Third time’s the charm?

The first judge in Tom DeLay’s money-laundering trial was too hot. The second judge was too cold. Will the third judge be just right? I kind of doubt it.

The state of Texas finally found a judge yesterday to preside over the criminal trial of former House majority leader Tom DeLay (R-Tex.), but not without a new, last-minute dispute about partisan political interference.

Administrative Judge B.B. Schraub, who earlier this week removed a judge overseeing the proceedings against DeLay for alleged liberal bias, withdrew yesterday from decision making about a replacement judge after an official complaint about Schraub’s links to Republicans.

Schraub passed the decision to the chief justice of the Texas Supreme Court, Wallace B. Jefferson. But within hours, political activists in Texas complained that Jefferson has close ties to individuals and political contributors at the heart of the allegations against DeLay.

By day’s end, Jefferson seemed to settle the matter by appointing a retired judge from San Antonio, Pat Priest, whose only recent political donations were three checks of $150 each to Democratic candidates for the Texas House in 2004, according to the watchdog group Texans for Public Justice.

I haven’t seen any announcements from DeLay’s legal team yet, but I have to wonder if they’ll go for this. Priest is not only a Dem but also a judge who donated to some of the same Dem candidates who fought against DeLay’s re-redistricting scheme, which is at the heart of the criminal charges.

Would DeLay really push for a fourth judge in this case?
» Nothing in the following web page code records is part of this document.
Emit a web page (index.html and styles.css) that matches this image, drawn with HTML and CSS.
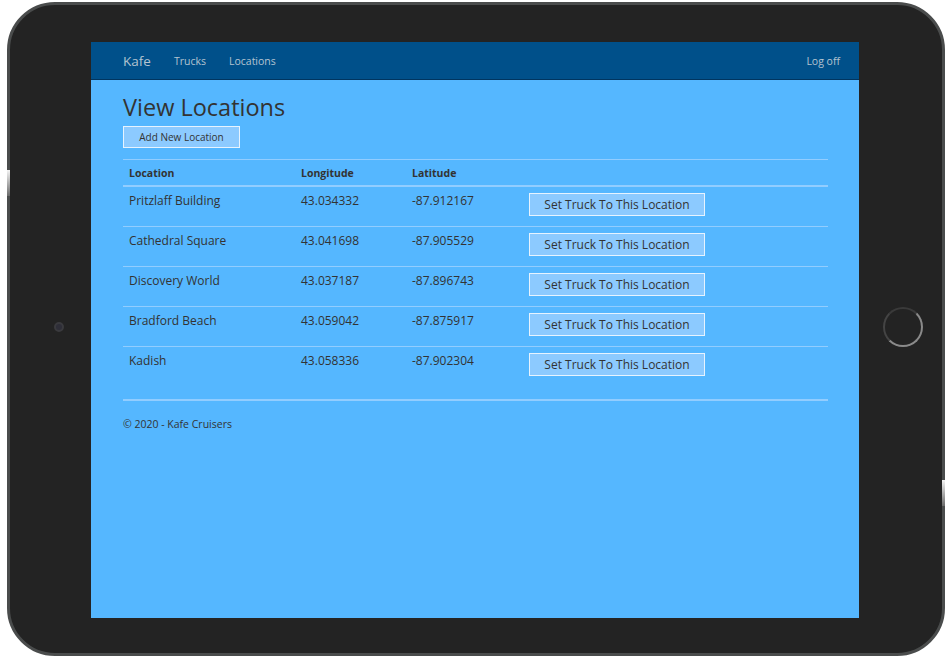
FILE: index.html
```html
<!DOCTYPE html>
<html>
<head>
<meta charset="utf-8">
<title>View Locations - Kafe</title>
<link rel="stylesheet" href="styles.css">
</head>
<body>
<div class="device">
  <span class="side-btn side-left"></span>
  <span class="side-btn side-right"></span>
  <span class="camera"></span>
  <span class="home"></span>
  <div class="screen">
    <nav class="navbar">
      <div class="nav-left">
        <a class="brand">Kafe</a>
        <a class="nav-link">Trucks</a>
        <a class="nav-link">Locations</a>
      </div>
      <a class="nav-link">Log off</a>
    </nav>
    <main class="content">
      <h2 class="title">View Locations</h2>
      <button class="btn btn-add">Add New Location</button>
      <table class="table">
        <thead>
          <tr><th class="c1">Location</th><th class="c2">Longitude</th><th class="c3">Latitude</th><th></th></tr>
        </thead>
        <tbody>
          <tr><td>Pritzlaff Building</td><td>43.034332</td><td>-87.912167</td><td><button class="btn btn-set">Set Truck To This Location</button></td></tr>
          <tr><td>Cathedral Square</td><td>43.041698</td><td>-87.905529</td><td><button class="btn btn-set">Set Truck To This Location</button></td></tr>
          <tr><td>Discovery World</td><td>43.037187</td><td>-87.896743</td><td><button class="btn btn-set">Set Truck To This Location</button></td></tr>
          <tr><td>Bradford Beach</td><td>43.059042</td><td>-87.875917</td><td><button class="btn btn-set">Set Truck To This Location</button></td></tr>
          <tr><td>Kadish</td><td>43.058336</td><td>-87.902304</td><td><button class="btn btn-set">Set Truck To This Location</button></td></tr>
        </tbody>
      </table>
      <hr class="rule">
      <footer class="footer">© 2020 - Kafe Cruisers</footer>
    </main>
  </div>
</div>
</body>
</html>
```
FILE: styles.css
```css
* { box-sizing: border-box; }
html, body { margin: 0; padding: 0; background: #ffffff; }
body { font-family: "Open Sans", "Noto Sans", sans-serif; color: #333; }

.device {
  position: relative;
  margin: 2px 0 0 7px;
  width: 938px;
  height: 654px;
  border: 3px solid #4a4c4c;
  border-radius: 48px;
  background: #232323;
  padding: 37px 0 0 81px;
}
.side-btn {
  position: absolute;
  width: 3px;
  height: 26px;
  background: linear-gradient(#f4f4f4, #6a6a6a);
}
.side-left { left: -3px; top: 165px; }
.side-right { right: -3px; top: 475px; }
.camera {
  position: absolute;
  left: 44px;
  top: 317px;
  width: 10px;
  height: 10px;
  border-radius: 50%;
  background: #2e2e38;
  border: 2px solid #3a3a3e;
}
.home {
  position: absolute;
  left: 873px;
  top: 302px;
  width: 40px;
  height: 40px;
  border-radius: 50%;
  border: 2px solid #8a8a8a;
  border-top-color: #3a3a3a;
  border-left-color: #444;
}

.screen {
  width: 768px;
  height: 576px;
  background: #55b7ff;
  overflow: hidden;
}

.navbar {
  height: 38px;
  background: #00508a;
  border-bottom: 1px solid #003560;
  display: flex;
  align-items: center;
  justify-content: space-between;
  padding: 0 19px 0 32px;
}
.nav-left { display: flex; align-items: center; }
.brand {
  font-size: 13.5px;
  color: #b4c3d0;
  margin-right: 23px;
}
.nav-link {
  font-size: 10.5px;
  color: #b4c3d0;
  margin-right: 23px;
}
.navbar > .nav-link { margin-right: 0; }

.content {
  padding: 12px 31px 0 32px;
}
.title {
  margin: 0;
  font-size: 23.5px;
  font-weight: 400;
  line-height: 30px;
  color: #333;
}
.btn {
  font-family: "Open Sans", "Noto Sans", sans-serif;
  background: #8ccaff;
  border: 1px solid #e6f3ff;
  color: #333;
  padding: 0;
  border-radius: 0;
}
.btn-add {
  margin-top: 4px;
  width: 117px;
  height: 22px;
  font-size: 10px;
  display: block;
}

.table {
  margin-top: 11px;
  width: 705px;
  border-collapse: collapse;
  font-size: 12px;
}
.table th {
  text-align: left;
  font-weight: 700;
  font-size: 10.5px;
  padding: 5px 6px 4px;
  height: 25px;
  border-top: 1px solid #92cdff;
  border-bottom: 2px solid #92cdff;
  line-height: 16px;
}
.table .c1 { width: 172px; }
.table .c2 { width: 111px; }
.table .c3 { width: 117px; }
.table td {
  vertical-align: top;
  padding: 6px 6px 0;
  height: 40px;
  line-height: 16px;
  border-top: 1px solid #92cdff;
  color: #333;
}
.btn-set {
  display: block;
  margin-top: 0;
  width: 176px;
  height: 23px;
  font-size: 12px;
}

.rule {
  margin: 13px 0 0;
  border: 0;
  border-top: 2px solid #92cdff;
}
.footer {
  margin-top: 16px;
  font-size: 10.5px;
  color: #333;
}
```
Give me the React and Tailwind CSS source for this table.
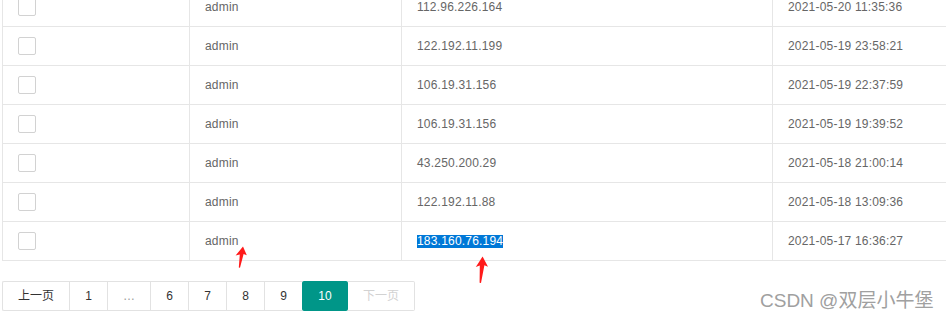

At this point, nothing would surprise me.

I’m unclear on the complexities of the Byzantine Texas legal system, but didn’t someone here say a while back that each side got an uncontested judge rejection and then both sides are stuck with the third/final one?

  • On my local public radio station (KQED) last night, the story was that the DeLay legal team had accepted the appointment of Pat Priest. I tried looking for a link to that story, but was unable to find it. Consider this tidbit substantiated rumor.

  • Mr. De-lay will only be satisfied it seems when some judge can be found who is a registered independent with no record of ever giving money to anyone. It is interesting how this re-appointing of judges belies the money-for-favors mindset so entrenched deep in the heart of Texas. In Delay’s case it really does take one to know one!

  • In one sense, this couldn’t be more appropriate. Partisan politics is the be-all end-all for Tom DeLay; to a greater extent than anyone except–maybe–Karl Rove himself, he sees the world in terms of elephants and donkeys. It’s that absolute drive to fly the pachyderm over the Stars and Stripes that has gotten us to this pretty pass.

    Maybe Patrick Fitzgerald could adjudicate… ?

  • I’m reading that Texas judges are pretty much required to be elected in partisan races, so where in the entire state will you be able to find one that isn’t tainted by one side or the other? Also that judges are allowed to contribute to partisan causes and even businesses with dealings before a court can contribute to things supported by the judge in their case.

    No wonder things are so screwed up down there. They’ve written a culture of corruption and conflict of interest into their very legal code, and thought it good all these years! Now the chickens are coming home to roost and they have the gall to wonder what went wrong??

  • If they drag this out long enough, Delay will have to run for re-election while under indictment. Remember, everything’s bigger in Texas, especially the buttheads and the corruption.

  • Delay will have to run for re-election while under indictment

    Follows a noble(?) tradition. Four-term Louisiana governor Edwin Edwards had bumper stickers which read, “Vote for the Crook”. Why not the Bug Squisher?